How to search an element in Sorted Integer matrix ?

Question : Given an m*n 2D sorted matrix of integers, write a program to find if the given integer exists in the matrix.
The matrix has the properties below:

1. Integers in each row are sorted from left to right.
2. The first integer of each row is greater than the last integer of the previous row(Increasing order matrix)
3. Column values count is equal for matrix(Symmetric matrix)

Approach #1 By removing row and col in each comparisons . Starting from the top right of matrix, move towards the bottom left in search of the target element

// TC O(m+n)
// SC O(1)
func searchMatrix(matrix: [[Int]],  target: Int) ->Bool {
    if matrix.isEmpty {
        return false
    }
    var matrixCount = matrix.count
    var matrixRowElementsCount = matrix[0].count
    var row = 0
    var col = matrixCount - 1
    while row < matrixRowElementsCount && col >= 0 {
        if(matrix[row][col] == target) {
            return true
        } else if(matrix[row][col] < target) {
            row = row + 1
        } else {
            col = col - 1
        }
    }
    return false
}

let matrix: [[Int]] =
    [[23, 25, 35, 37],
    [40, 41, 42, 43],
    [50, 60, 74, 80]]
  
let k = 80
print("is element present in matrix", searchMatrix(matrix: matrix, target: k))// true

Approach #2 Binary Search : Considering the matrix as a single array, perform a binary search for the target.

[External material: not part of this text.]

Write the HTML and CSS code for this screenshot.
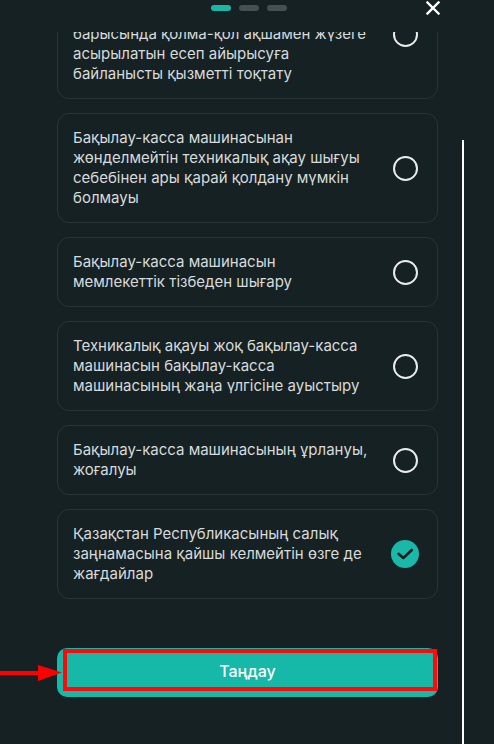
FILE: index.html
```html
<!DOCTYPE html>
<html lang="kk">
<head>
<meta charset="utf-8">
<title>Таңдау</title>
<link rel="stylesheet" href="styles.css">
</head>
<body>
<div class="sheet">
  <div class="main">
    <div class="header">
      <span></span>
      <div class="dots">
        <span class="dot active"></span>
        <span class="dot"></span>
        <span class="dot"></span>
      </div>
      <button class="close" aria-label="Жабу">
        <svg width="14" height="14" viewBox="0 0 14 14"><path d="M1.5 1.5 L12.5 12.5 M12.5 1.5 L1.5 12.5" stroke="#fff" stroke-width="2.4" stroke-linecap="square"/></svg>
      </button>
    </div>
    <div class="list">
      <div class="card">
        <p class="label">Тауарларды өткізу, жұмыстарды орындау, қызметтер көрсету<br>барысында қолма-қол ақшамен жүзеге асырылатын есеп айырысуға байланысты қызметті тоқтату</p>
        <span class="slot"><span class="radio"></span></span>
      </div>
      <div class="card">
        <p class="label">Бақылау-касса машинасынан жөнделмейтін техникалық ақау шығуы себебінен ары қарай қолдану мүмкін болмауы</p>
        <span class="slot"><span class="radio"></span></span>
      </div>
      <div class="card">
        <p class="label">Бақылау-касса машинасын мемлекеттік тізбеден шығару</p>
        <span class="slot"><span class="radio"></span></span>
      </div>
      <div class="card">
        <p class="label">Техникалық ақауы жоқ бақылау-касса машинасын бақылау-касса машинасының жаңа үлгісіне ауыстыру</p>
        <span class="slot"><span class="radio"></span></span>
      </div>
      <div class="card">
        <p class="label">Бақылау-касса машинасының ұрлануы, жоғалуы</p>
        <span class="slot"><span class="radio"></span></span>
      </div>
      <div class="card">
        <p class="label">Қазақстан Республикасының салық заңнамасына қайшы келмейтін өзге де жағдайлар</p>
        <span class="slot">
          <span class="checked">
            <svg width="28" height="28" viewBox="0 0 28 28"><path d="M7.5 13.8 L12.3 18 L20.8 10" fill="none" stroke="#15201f" stroke-width="2.6" stroke-linecap="round" stroke-linejoin="round"/></svg>
          </span>
        </span>
      </div>
    </div>
    <div class="footer">
      <button class="submit">
        Таңдау
        <span class="mark"></span>
        <svg class="arrow" width="64" height="18" viewBox="0 0 64 18"><path d="M0 9 H42" stroke="#ff0000" stroke-width="4"/><path d="M38 1 L62 8.5 L38 17 Z" fill="#ff0000"/></svg>
      </button>
    </div>
  </div>
  <div class="rail"></div>
</div>
</body>
</html>
```

FILE: styles.css
```css
* { box-sizing: border-box; }
html, body { margin: 0; padding: 0; }
body {
  background: #162123;
  font-family: Inter, "Noto Sans", "DejaVu Sans", sans-serif;
  color: #d7dbdc;
  width: 494px;
  height: 744px;
  overflow: hidden;
}
.sheet {
  display: flex;
  height: 744px;
}
.main {
  width: 381px;
  margin-left: 57px;
  display: flex;
  flex-direction: column;
}
.rail {
  width: 2px;
  margin-left: 24px;
  margin-top: 140px;
  background: #ffffff;
}
.header {
  height: 32px;
  flex-shrink: 0;
  display: grid;
  grid-template-columns: 1fr auto 1fr;
  align-items: start;
}
.dots {
  display: flex;
  gap: 8px;
  padding-top: 5px;
  padding-left: 3px;
}
.dot {
  width: 20px;
  height: 6px;
  border-radius: 3px;
  background: #464f51;
}
.dot.active { background: #19b6a6; }
.close {
  justify-self: end;
  margin-right: -2px;
  margin-top: 1px;
  padding: 0;
  border: 0;
  background: none;
  width: 14px;
  height: 14px;
  display: block;
}
.close svg { display: block; }
.list {
  height: 567px;
  flex-shrink: 0;
  overflow: hidden;
  display: flex;
  flex-direction: column;
  justify-content: flex-end;
  gap: 14px;
}
.card {
  flex-shrink: 0;
  display: flex;
  align-items: center;
  gap: 14px;
  border: 1px solid #273538;
  border-radius: 12px;
  padding: 14px 18px 14px 15px;
}
.label {
  margin: 0;
  flex: 1;
  padding-right: 9px;
  font-size: 15px;
  line-height: 20px;
}
.slot {
  width: 28px;
  height: 28px;
  flex-shrink: 0;
  display: flex;
  align-items: center;
  justify-content: center;
}
.radio {
  width: 25px;
  height: 25px;
  border-radius: 50%;
  border: 2px solid #e9ecec;
}
.checked {
  width: 28px;
  height: 28px;
  border-radius: 50%;
  background: #19b8a8;
  display: block;
}
.checked svg { display: block; }
.footer {
  padding-top: 49px;
}
.submit {
  position: relative;
  display: flex;
  align-items: center;
  justify-content: center;
  width: 100%;
  height: 49px;
  border: 0;
  border-radius: 10px;
  background: #16b8a8;
  color: #ffffff;
  font-family: Inter, "Noto Sans", sans-serif;
  font-size: 16px;
  font-weight: 500;
  padding: 0 0 4px;
}
.mark {
  position: absolute;
  left: 6px;
  top: 1px;
  width: 374px;
  height: 42px;
  border: 4px solid #ff0a0a;
}
.arrow {
  position: absolute;
  left: -57px;
  top: 16px;
}
```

//TC O(log(m*n)) = O(log(m) + log(n))
//SC: O(1)
func searchMatrix2(matrix: [[Int]],  target: Int) ->Bool {
    if matrix.isEmpty {
        return false
    }
    var matrixCount = matrix.count
    var matrixRowElementsCount = matrix[0].count
    var left = 0
    var right = matrixRowElementsCount * matrixCount - 1
    
    while left != right {
        let mid = (left + right - 1) / 2
        if (matrix[mid / matrixRowElementsCount][mid % matrixRowElementsCount] < target) {
            left = mid + 1
        } else {
            right = mid
        }
    }
    if (matrix[right / matrixRowElementsCount][right % matrixRowElementsCount] == target) {
        return true
    } else {
        return false
    }
}
let matrix: [[Int]] =
    [[23, 25, 35, 37],
    [40, 41, 42, 43],
    [50, 60, 74, 80]]
  
let k = 80
print("is element present in matrix", searchMatrix2(matrix: matrix, target: k))// true

#Approach 2: More use of binary

//TC: O(log(m*n))
// SC: O(1)
func searchMatrix(_ matrix: [[Int]], _ target: Int) -> Bool {
    if matrix.isEmpty  { return false}
    var lo = 0
    let n = matrix.count
    let m = matrix[0].count
    var hi = (n * m) - 1
    
    while lo <= hi {
        var  mid = (lo + (hi - lo) / 2)
        if matrix[mid/m][mid % m] == target {
            return true
        }
        if matrix[mid/m][mid % m] < target {
            lo = mid + 1
        } else {
            hi = mid - 1
        }
    }
    return false
}

let matrixSorted = [[1,3,5,7],
                    [10,11,16,20],
                    [23,30,34,60]]
let elementToSearch = 3
let isFoundInMatrix = searchMatrix(matrixSorted, elementToSearch)
print("is FoundInMatrix ", isFoundInMatrix)// true